Un dialogue de sourds

À l’Élysée, où Emmanuel Macron a reçu lundi les cadres de la majorité et du gouvernement, le chef de l’État a pourtant dit vouloir "continuer à tendre la main aux forces syndicales", mais sur d’autres sujets, selon un participant. Le dialogue de sourds pourrait se poursuivre ainsi jusqu’à la décision du Conseil constitutionnel, attendue d’ici trois semaines. Au risque d’ajouter de la tension, quand la Première ministre, Élisabeth Borne, entend "mettre de l’apaisement".

Beaucoup s’inquiètent du "chaos" ambiant depuis l’usage du 49.3 pour faire adopter le projet de loi. Les heurts lors des dernières manifestations, puis les affrontements autour de la bassine de Sainte-Soline durant le week-end, attestent d’un climat délétère.

150 rassemblements prévus

Dans ce contexte, au moins 150 rassemblements sont prévus dans l’Hexagone pour la dixième journée de contestation. Surprises par l’ampleur de la mobilisation jeudi – 1,09 million de participants selon l’Intérieur, plus de 3 millions d’après les syndicats – les autorités tablent cette fois-ci sur un total de 650.000 à 900.000 manifestants, dont 70.000 à 100.000 à Paris.

Des foules encadrées par 13.000 policiers et gendarmes, dont 5500 dans la capitale, un "dispositif de sécurité inédit", a souligné lors d’une conférence de presse le ministre de l’Intérieur, Gérald Darmanin, qui a appelé "solennellement chacun et chacune au calme" et évoqué la présence possible à Paris de "plus de 1000 éléments radicaux".

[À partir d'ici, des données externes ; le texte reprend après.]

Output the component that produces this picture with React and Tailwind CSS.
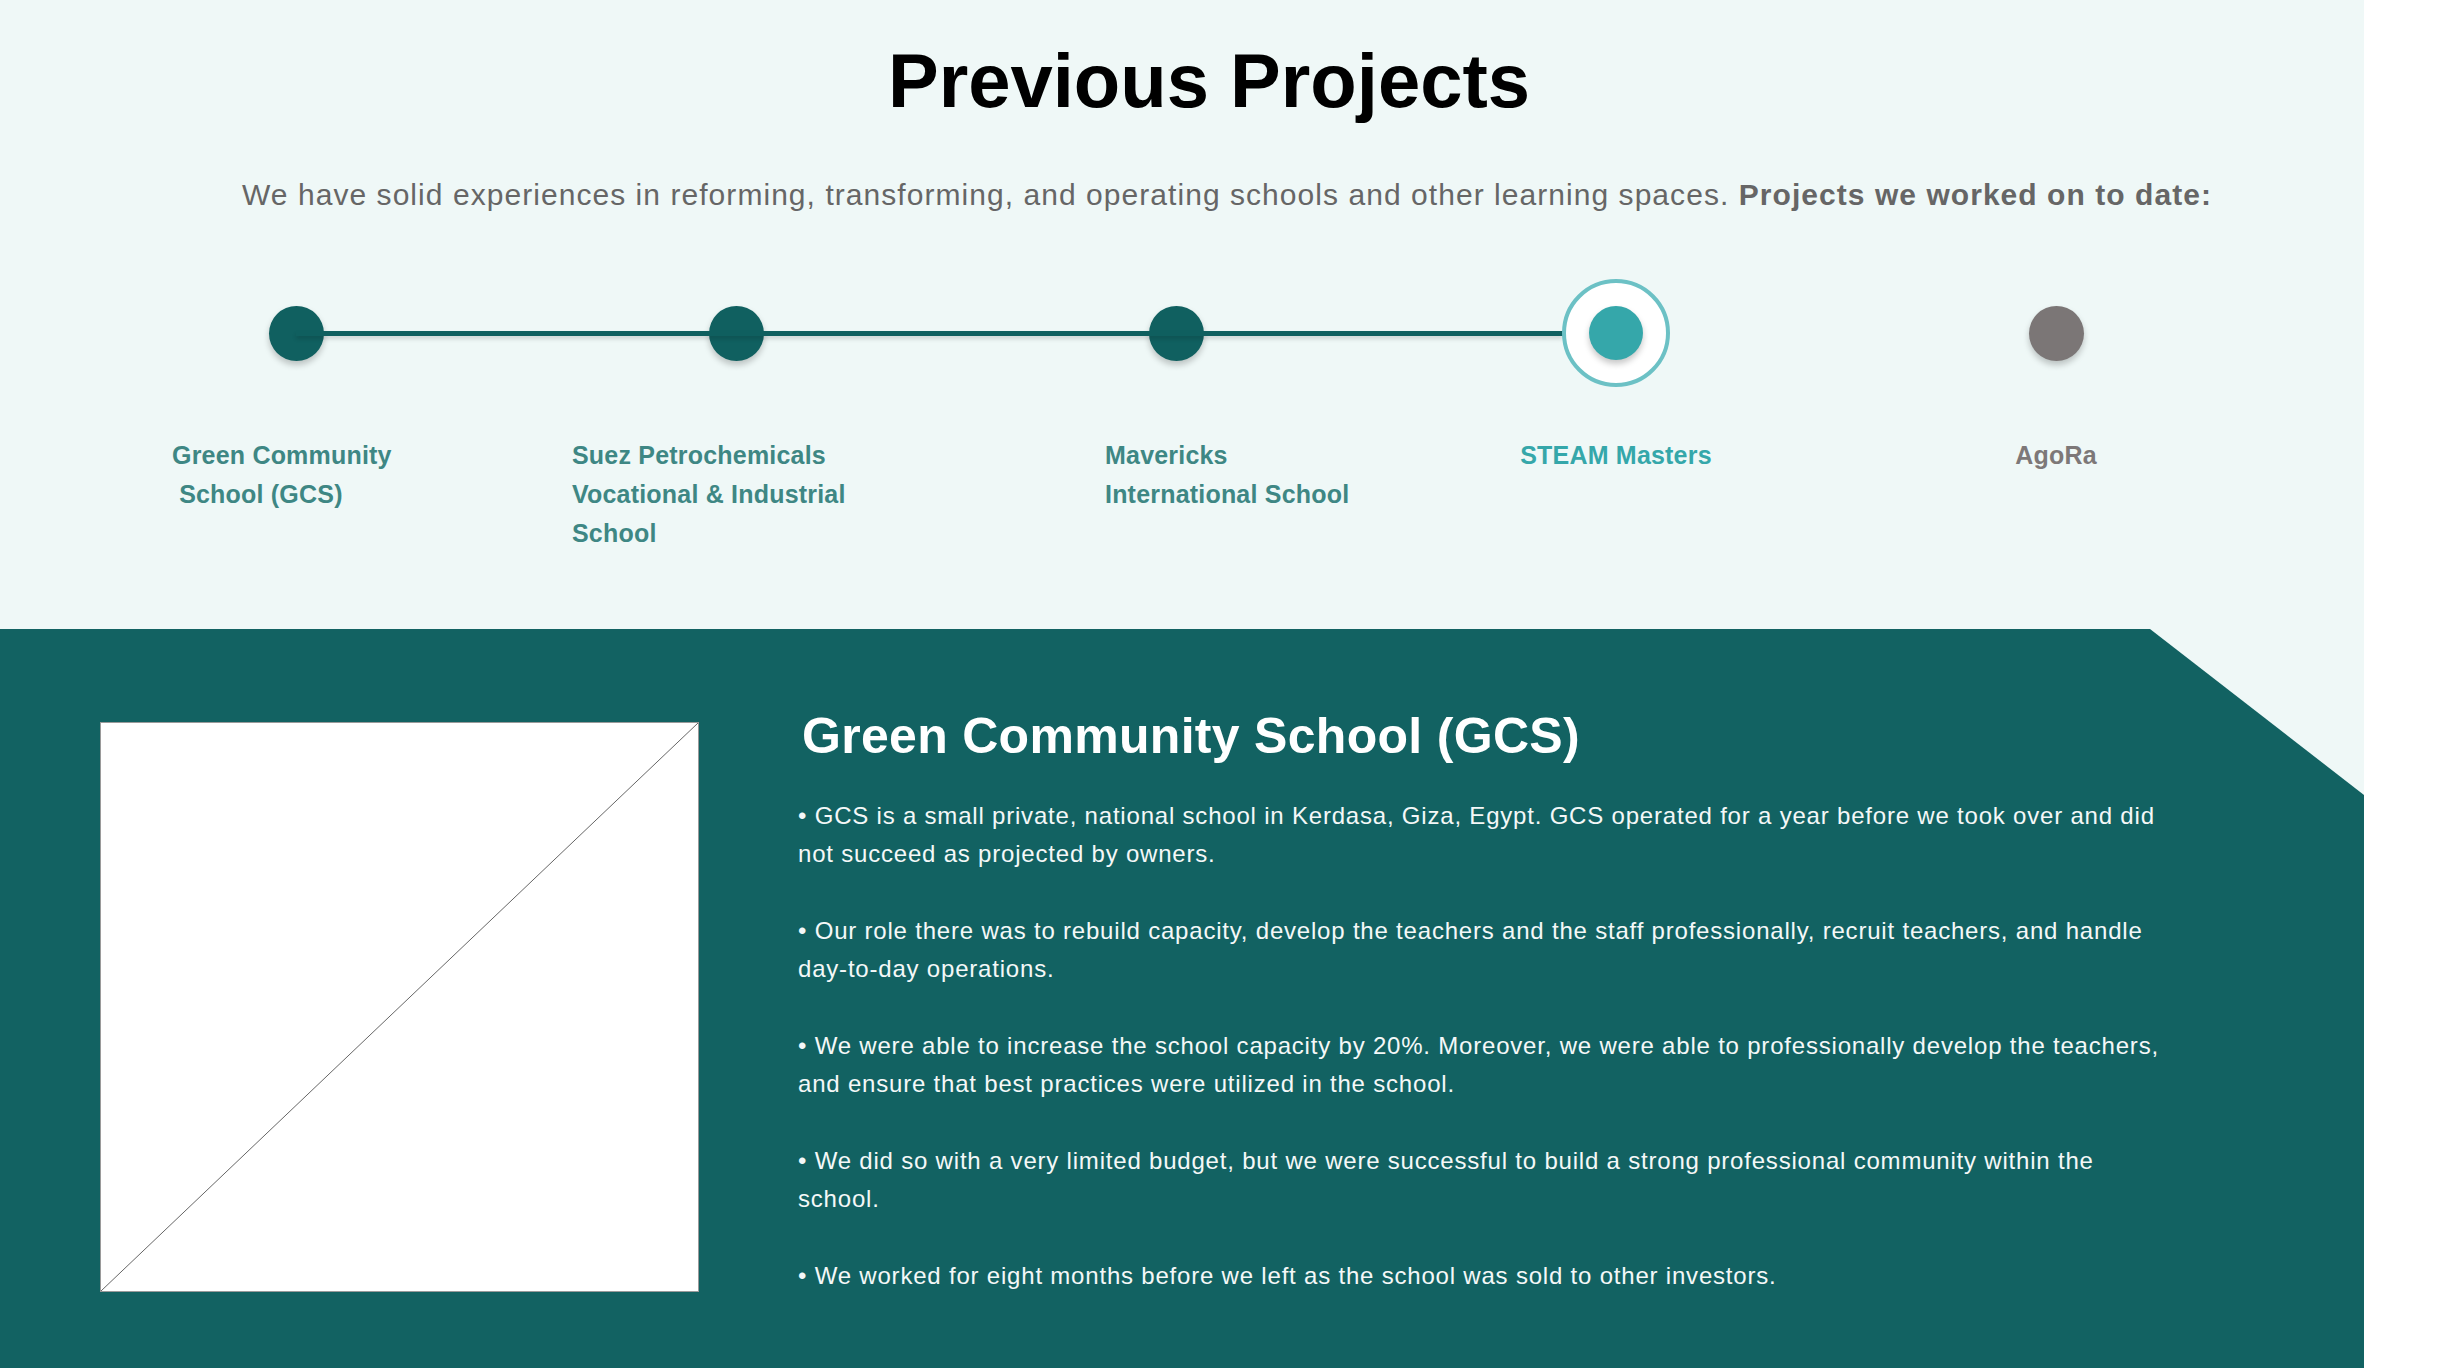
import React from 'react';

const projects = [
  {
    lines: ['Green Community', '\u00a0School (GCS)'],
    state: 'done',
    labelClass: 'pl-[96px] text-left text-[#3e8784]'
  },
  {
    lines: ['Suez Petrochemicals', 'Vocational & Industrial', 'School'],
    state: 'done',
    labelClass: 'pl-[56px] text-left text-[#3e8784]'
  },
  {
    lines: ['Mavericks', 'International School'],
    state: 'done',
    labelClass: 'pl-[149px] text-left text-[#3e8784]'
  },
  {
    lines: ['STEAM Masters'],
    state: 'active',
    labelClass: 'text-center text-[#35a7aa]'
  },
  {
    lines: ['AgoRa'],
    state: 'next',
    labelClass: 'text-center text-[#7d7878]'
  }
];

const bullets = [
  'GCS is a small private, national school in Kerdasa, Giza, Egypt. GCS operated for a year before we took over and did not succeed as projected by owners.',
  'Our role there was to rebuild capacity, develop the teachers and the staff professionally, recruit teachers, and handle day-to-day operations.',
  'We were able to increase the school capacity by 20%. Moreover, we were able to professionally develop the teachers, and ensure that best practices were utilized in the school.',
  'We did so with a very limited budget, but we were successful to build a strong professional community within the school.',
  'We worked for eight months before we left as the school was sold to other investors.'
];

const Dot = ({ state }) => {
  if (state === 'active') {
    return (
      <div className="w-[108px] h-[108px] rounded-full bg-white border-[4px] border-[#6cc1c5] flex items-center justify-center relative z-20">
        <div className="w-[54px] h-[54px] rounded-full bg-[#35a7aa] shadow-[0_4px_6px_rgba(0,0,0,0.22)]" />
      </div>
    );
  }
  const color = state === 'next' ? 'bg-[#7b7676]' : 'bg-[#106060]';
  return (
    <div className={`w-[55px] h-[55px] rounded-full ${color} shadow-[0_4px_6px_rgba(0,0,0,0.22)]`} />
  );
};

const App = () => {
  return (
    <div className="flex w-full min-h-[1368px] bg-white font-['Liberation_Sans',Arial,sans-serif]">
      <div className="w-[2364px] shrink-0 flex flex-col">
        {/* Header + timeline */}
        <section className="bg-[#eff8f7] pt-[43px] pb-[76px]">
          <h1 className="pl-[54px] text-center text-[76px] leading-[76px] font-bold text-black">
            Previous Projects
          </h1>
          <p className="pl-[90px] mt-[58px] text-center text-[30px] leading-[36px] tracking-[1.05px] text-[#666666]">
            We have solid experiences in reforming, transforming, and operating schools and other learning spaces.{' '}
            <b className="font-bold">Projects we worked on to date:</b>
          </p>

          {/* circles */}
          <div className="relative mt-[66px] px-[76px] flex">
            {projects.map((p, i) => (
              <div key={i} className="w-[440px] h-[108px] flex items-center justify-center">
                <Dot state={p.state} />
              </div>
            ))}
            <div className="absolute left-[296px] top-[52px] w-[1267px] h-[5px] bg-[#0f5f5f] shadow-[0_3px_4px_rgba(0,0,0,0.15)] z-10" />
          </div>

          {/* labels */}
          <div className="mt-[49px] px-[76px] flex">
            {projects.map((p, i) => (
              <div key={i} className={`w-[440px] text-[25px] leading-[39px] font-bold tracking-[0.2px] ${p.labelClass}`}>
                {p.lines.map((l, j) => (
                  <div key={j}>{l}</div>
                ))}
              </div>
            ))}
          </div>
        </section>

        {/* Detail panel */}
        <section className="bg-[#eff8f7]">
          <div className="bg-[#126262] min-h-[739px] [clip-path:polygon(0_0,2150px_0,100%_166px,100%_100%,0_100%)] flex items-start pl-[100px] pt-[77px] pb-[60px]">
            <div className="w-[599px] h-[570px] mt-[16px] shrink-0 bg-white border border-[#9a9a9a]">
              <svg className="w-full h-full" viewBox="0 0 597 568" preserveAspectRatio="none">
                <line x1="0" y1="568" x2="597" y2="0" stroke="#666666" strokeWidth="1" />
              </svg>
            </div>
            <div className="ml-[99px] w-[1378px] text-white">
              <h2 className="text-[50px] leading-[60px] font-bold tracking-[0.3px] pl-[4px]">Green Community School (GCS)</h2>
              <div className="mt-[31px] flex flex-col gap-[39px]">
                {bullets.map((b, i) => (
                  <p key={i} className="text-[24px] leading-[38px] tracking-[0.8px] text-[#f4f8f8]">
                    • {b}
                  </p>
                ))}
              </div>
            </div>
          </div>
        </section>
      </div>
      <div className="flex-1 bg-white" />
    </div>
  );
};

export default App;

Dans la capitale, le cortège reliera dans l’après-midi la place de la République à celle de la Nation. Accusées de violences par les manifestants, les forces de l’ordre s’apprêtent à faire face à "une présence des jeunes nettement plus importante", selon une source policière qui pronostique "un doublement, voire un triplement" de leur nombre par rapport aux précédentes mobilisations.

"Le 49.3 a rendu plein de gens 'déter' ", explique Gwenn Birrier, 20 ans, étudiant à SciencesPo Bordeaux qui participait lundi à une assemblée générale sur un campus occupé depuis plusieurs jours.

"Depuis l’adoption du 49.3, ça a fait boom dans les facs", confirme Marion Beauvalet, 26 ans, qui a bloqué son établissement de Paris-Dauphine lundi matin avec d’autres membres du syndicat l’Alternative. Des actions du même type devraient se multiplier mardi dans les universités et les lycées.